Cela a ouvert la voie à l’extrême droite qui, elle, s’est toujours prononcée contre la politique de décolonisation qui était voulue par le général de Gaulle.» «(…) Des idées d’extrême droite ont progressé au sein de la société française depuis maintenant une vingtaine ou une trentaine d’années.

Ces idées sont hostiles à tout rapprochement avec l’Algérie. Il y a bien une hostilité manifestée par l’extrême droite à l’égard de l’Algérie, parce qu’il y a eu cette indépendance de 1962 et à chaque fois, l’extrême droite française, faite des héritiers de l’OAS en grande partie, n’acceptait pas l’histoire telle qu’elle s'était accomplie», a-t-il expliqué.

«L’Algérie aussi a le droit de riposter»

S’agissant du discours algérophobe qu’on entend dans les médias français, l’historien a estimé que l’«Algérie aussi a le droit de riposter à toutes ces escalades verbales». «C’est vrai que quand on regarde certaines chaînes de télévision françaises, il y a une mise en accusation permanente de l’Algérie, de son indépendance, de son histoire», a-t-il dit.

Toujours en ce concerne les relations entre les deux pays, l’historien a mis en garde contre le fait de croire que l’Algérie et la France peuvent avoir une histoire commune. «Je ne crois pas à ça. Je crois que l’Algérie a une histoire, la France a une histoire. Par contre, ce qu'on peut faire au moins,  est de trouver des passerelles», a-t-il suggéré.

S’exprimant  au sujet de l’affaire Boualem Sansal, Benjamin Stora a indiqué qu’il «est très difficile d’exprimer des divergences avec une personne qui est privée de liberté». Des divergences portant notamment sur la question des frontières. «J’ai trouvé  absurde de dire  que l’Ouest algérien n’est pas algérien», a-t-il argumenté. Pour lui, le meilleur moyen d’exprimer ces divergences serait de se retrouver face à Boualem Sansal et pouvoir discuter de ce sujet, «s’il retrouve la liberté».  Et de poursuivre : «Je dois rappeler que ça fait longtemps que j’ai des divergences avec Boualem Sansal.

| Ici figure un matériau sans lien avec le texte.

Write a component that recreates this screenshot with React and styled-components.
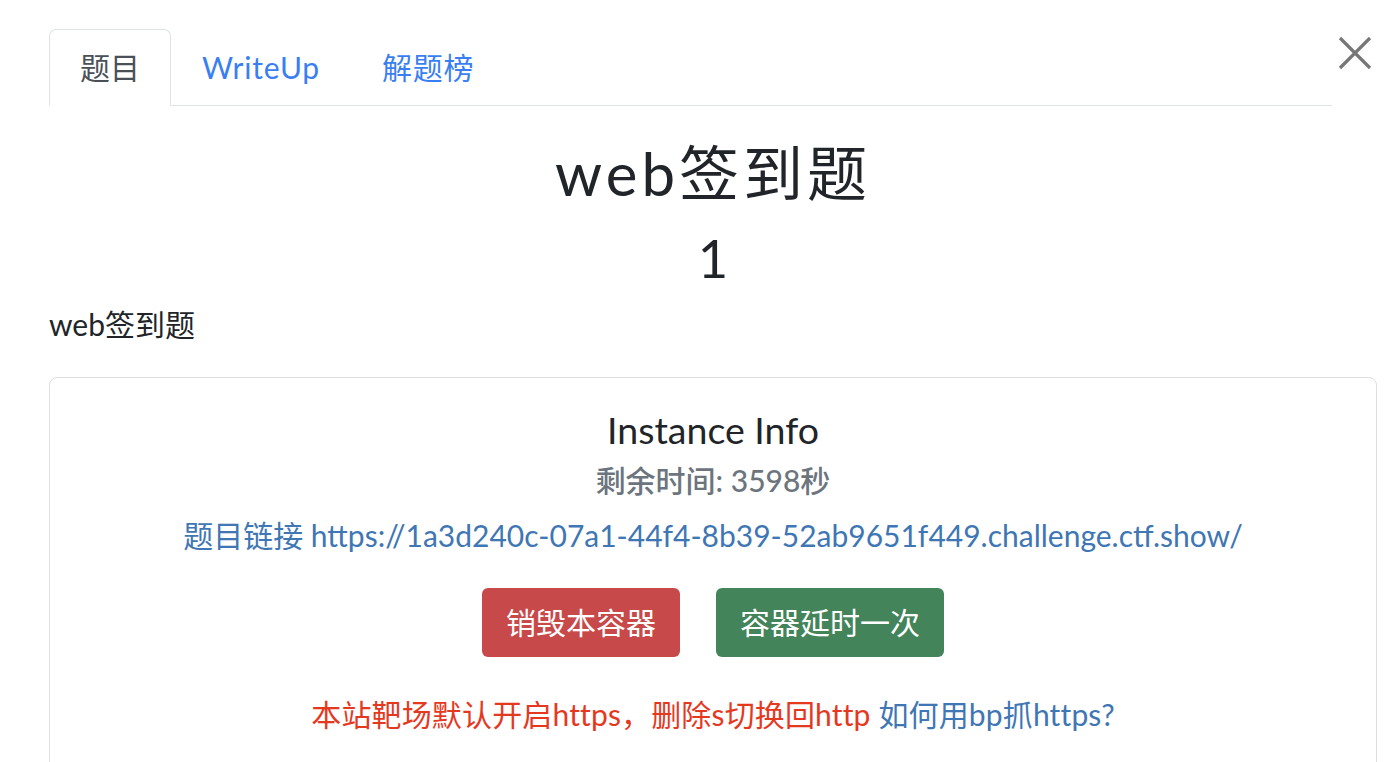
import React from "react";
import styled, { createGlobalStyle } from "styled-components";

const GlobalStyle = createGlobalStyle`
  html {
    font-size: 30px;
  }
  html, body {
    margin: 0;
    padding: 0;
    background: #ffffff;
    font-family: Lato, "Noto Sans CJK SC", "Noto Sans", sans-serif;
    color: #212529;
    line-height: 1.5;
  }
`;

function App() {
  return (
    <>
      <GlobalStyle />
      <Modal>
        <Header>
          <Tabs>
            <Tab active>题目</Tab>
            <Tab>WriteUp</Tab>
            <Tab>解题榜</Tab>
          </Tabs>
          <CloseButton aria-label="Close">
            <svg width="34" height="34" viewBox="0 0 34 34">
              <path
                d="M2 2 L32 32 M32 2 L2 32"
                stroke="#777777"
                strokeWidth="3.2"
                fill="none"
              />
            </svg>
          </CloseButton>
        </Header>

        <ChallengeName>web签到题</ChallengeName>
        <ChallengeValue>1</ChallengeValue>
        <Description>web签到题</Description>

        <Card>
          <CardTitle>Instance Info</CardTitle>
          <CardSubtitle>剩余时间: 3598秒</CardSubtitle>
          <LinkLine>
            题目链接 https://1a3d240c-07a1-44f4-8b39-52ab9651f449.challenge.ctf.show/
          </LinkLine>
          <Actions>
            <Button tone="danger">销毁本容器</Button>
            <Button tone="success">容器延时一次</Button>
          </Actions>
          <Notice>
            <Warn>本站靶场默认开启https，删除s切换回http</Warn>{" "}
            <HelpLink>如何用bp抓https?</HelpLink>
          </Notice>
        </Card>
      </Modal>
    </>
  );
}

const Modal = styled.div`
  padding: 29px 12px 0 49px;
`;

const Header = styled.div`
  display: flex;
  align-items: flex-start;
`;

const Tabs = styled.ul`
  flex: 1;
  display: flex;
  margin: 0;
  padding: 0;
  list-style: none;
  border-bottom: 1px solid #dee2e6;
`;

const Tab = styled.li`
  padding: 15px 30px;
  line-height: 45px;
  font-size: 1rem;
  letter-spacing: ${(p) => (p.active ? "0" : "0.8px")};
  margin-bottom: -1px;
  border: 1px solid ${(p) => (p.active ? "#dee2e6" : "transparent")};
  border-bottom-color: ${(p) => (p.active ? "#ffffff" : "transparent")};
  border-radius: 7px 7px 0 0;
  color: ${(p) => (p.active ? "#495057" : "#3a7ff2")};
  background: ${(p) => (p.active ? "#ffffff" : "transparent")};
`;

const CloseButton = styled.button`
  width: 45px;
  height: 60px;
  padding: 7px 0 0 6px;
  border: 0;
  background: transparent;
  display: flex;
  align-items: flex-start;
`;

const ChallengeName = styled.h2`
  margin: 31px 0 17px;
  text-align: center;
  font-size: 2rem;
  font-weight: 400;
  line-height: 1.2;
  letter-spacing: 4px;
`;

const ChallengeValue = styled.h3`
  margin: 0 0 13px;
  text-align: center;
  font-size: 1.75rem;
  font-weight: 400;
  line-height: 1.2;
`;

const Description = styled.p`
  margin: 0 0 30px;
  font-size: 1rem;
`;

const Card = styled.div`
  border: 1px solid #dfdfdf;
  border-radius: 8px;
  padding: 29px 37px 40px;
  text-align: center;
`;

const CardTitle = styled.h5`
  margin: 0 0 10px;
  font-size: 1.25rem;
  font-weight: 400;
  line-height: 1.2;
`;

const CardSubtitle = styled.h6`
  margin: 0 0 15px;
  font-size: 1rem;
  font-weight: 500;
  line-height: 1.2;
  color: #6c757d;
`;

const LinkLine = styled.p`
  margin: 0 0 30px;
  font-size: 1rem;
  color: #3f76b4;
`;

const Actions = styled.div`
  display: flex;
  justify-content: center;
  gap: 36px;
  margin-bottom: 35px;
`;

const Button = styled.button`
  font-family: inherit;
  font-size: 1rem;
  line-height: 1.5;
  padding: 11px 23px;
  border: 1px solid transparent;
  border-radius: 6px;
  color: #ffffff;
  background: ${(p) => (p.tone === "danger" ? "#c8494a" : "#44845b")};
`;

const Notice = styled.p`
  margin: 0;
  font-size: 1rem;
  letter-spacing: 0.15px;
`;

const Warn = styled.span`
  color: #e5391f;
`;

const HelpLink = styled.a`
  color: #3f76b4;
`;

export default App;
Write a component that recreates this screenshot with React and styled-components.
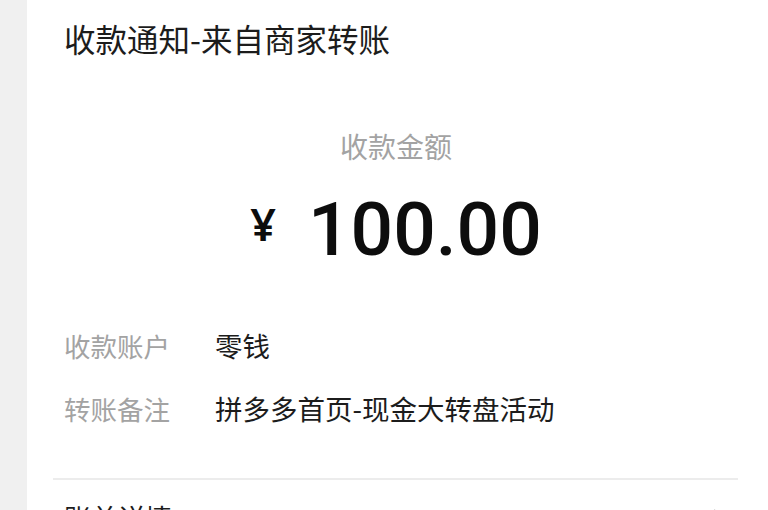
import React from 'react';
import styled, { createGlobalStyle } from 'styled-components';

const GlobalStyle = createGlobalStyle`
  html, body {
    margin: 0;
    padding: 0;
    background: #f1f1f1;
    font-family: "Noto Sans CJK SC", "Noto Sans", sans-serif;
  }
`;

const rows = [
  { label: '收款账户', value: '零钱' },
  { label: '转账备注', value: '拼多多首页-现金大转盘活动' },
];

const App = () => {
  return (
    <>
      <GlobalStyle />
      <Page>
        <Side />
        <Card>
          <Title>收款通知-来自商家转账</Title>
          <AmountBlock>
            <AmountLabel>收款金额</AmountLabel>
            <Amount>
              <Currency>¥</Currency>
              <Number>100.00</Number>
            </Amount>
          </AmountBlock>
          <Details>
            {rows.map((r) => (
              <Row key={r.label}>
                <Label>{r.label}</Label>
                <Value>{r.value}</Value>
              </Row>
            ))}
          </Details>
          <Divider />
          <Footer>
            <FooterText>账单详情</FooterText>
            <Chevron viewBox="0 0 12 20" width="12" height="20">
              <path d="M2 2 L10 10 L2 18" fill="none" stroke="#b5b5b5" strokeWidth="2" />
            </Chevron>
          </Footer>
        </Card>
      </Page>
    </>
  );
};

export default App;

const Page = styled.div`
  display: flex;
  width: 768px;
  height: 510px;
  overflow: hidden;
`;

const Side = styled.div`
  width: 27px;
  flex-shrink: 0;
  background: #f0f0f0;
`;

const Card = styled.div`
  flex: 1;
  background: #fff;
  padding: 16px 30px 0 37px;
  display: flex;
  flex-direction: column;
  & > * {
    flex-shrink: 0;
  }
`;

const Title = styled.div`
  font-size: 31.5px;
  line-height: 44px;
  color: #1c1c1c;
`;

const AmountBlock = styled.div`
  display: flex;
  flex-direction: column;
  align-items: center;
  margin-top: 67px;
  padding-right: 10px;
`;

const AmountLabel = styled.div`
  font-size: 28px;
  line-height: 38px;
  color: #a3a3a3;
`;

const Amount = styled.div`
  display: flex;
  align-items: baseline;
  margin-top: 24px;
  color: #0d0d0d;
`;

const Currency = styled.span`
  font-family: "Noto Sans", sans-serif;
  font-size: 45px;
  font-weight: 600;
  margin-right: 32px;
  position: relative;
  top: -14px;
`;

const Number = styled.span`
  font-family: Roboto, sans-serif;
  font-size: 75px;
  font-weight: 500;
  line-height: 80px;
`;

const Details = styled.div`
  display: flex;
  flex-direction: column;
  gap: 24px;
  margin-top: 57px;
`;

const Row = styled.div`
  display: flex;
  align-items: baseline;
  line-height: 38px;
`;

const Label = styled.div`
  width: 151px;
  font-size: 26.5px;
  color: #a3a3a3;
`;

const Value = styled.div`
  font-size: 27.5px;
  color: #1c1c1c;
`;

const Divider = styled.div`
  height: 2px;
  background: #ececec;
  margin: 50px 0 0 -11px;
`;

const Footer = styled.div`
  display: flex;
  justify-content: space-between;
  align-items: center;
  margin-top: 19px;
  padding-right: 14px;
`;

const FooterText = styled.div`
  font-size: 27px;
  line-height: 38px;
  color: #1c1c1c;
`;

const Chevron = styled.svg`
  display: block;
`;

Quand je lisais ses interviews dans certains journaux d’extrême droite, portant notamment sur l’islam, je n’étais pas d’accord avec ce qu’il exprimait, parce que pour moi, l’islam, c’est une religion et une civilisation. Lui, il exprimait des positions extrêmement négatives.» Evoquant les travaux de la commission mixte d’historiens, M. Stora a réfuté qu’ils soient gelés définitivement.

Et d’expliquer : «Nous avons de très bons rapports avec les historiens algériens, monsieur Zeghidi en particulier et tous les autres. On s’est réunis plusieurs fois, 4 ou 5 fois au total, les choses se sont très bien passées. Le travail commençait à peine. Il a démarré précisément à partir de la question de la pénétration coloniale (…) Il y avait aussi des revendications qui ont été exprimées de restitution, en particulier d’objets ayant appartenu à l’Emir Abdelkader.

J’ai personnellement appuyé ces demandes de restitution qui, malheureusement, n’ont pas abouti.» Des restitutions qui n’ont pas abouti, car conditionnées par l’adoption,  d’une loi de restitution parce que, en France, «il y a ce qu’on appelle des biens inaliénables, donc tout ce qui a été pris, on ne peut plus le rendre», a-t-il confié. «On en était là quand il y a eu cette affaire de l’été 2024, où la politique est venue percuter le travail historique.

Alors que, lorsqu’il y a eu la Déclaration d’Alger, en août 2022, il a été bien spécifié que les historiens devaient travailler en toute indépendance vis-à-vis du pouvoir politique», a-t-il fait savoir par ailleurs. L’histoire a, en outre, affirmé qu’il faut, par le travail des historiens, faire accepter le fait que la population algérienne a décru entre l’arrivée des Français et la fin du XIXe siècle.

«Cet exemple de la démographie est un exemple spectaculaire sur la question des massacres. C’est un travail difficile, parce qu’il faut ensuite l’exposer aux sociétés. Et est-ce que ces sociétés sont prêtes à entendre ce genre de faits historiques ? Ça, je sais que ce n’est pas évident», a-t-il noté.